Black Annis is still one of my favourite 'bad guys' in The Diabolus Chronicles series. Her myth may have begun as far back as the 15th century, and is possibly based around a Dominican nun named Agnes Scott who was described as a 'hermit of the forest' and ran a leper colony.
Though the origins are debated, the myth is clear. She is a vile blue-skinned, iron-nailed monster with a taste for small children, and roams the Dane Hills at night, looking for suitably young flesh. Once she is done with her evening meal, she hangs the skins upon the oak tree in her bower.

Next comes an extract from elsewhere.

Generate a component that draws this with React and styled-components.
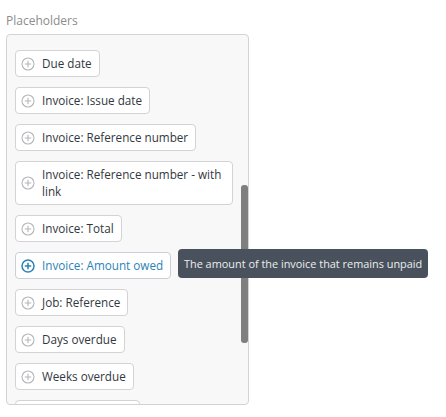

It's said that cottages in Leicester were purposely built with small windows, so that Black Annis could only reach in with one arm if a family were so unlucky as to receive a visit. It made it all the harder for her to snatch a child from their bed in the deep of the night, with her iron claws.
Her cries could be heard for miles, giving villagers plenty of time to board up the windows and place protective herbs around the home to keep themselves safe.
'Black Annis was...the work of a nightmare. Her skin blue as a late summer sky and as wrinkled as a crone’s, her beakish nose running to a hooked point that dripped with foul blackness, and her huge eyes a dull silver. Her hair, what of it could be called such a thing, ran with the same fluid that came from her nostrils. The strands reached to her feet, their ends clogged with the debris gathered off the forest floor.' - Excerpt from The Bandalore - Pitch & Sickle Book One.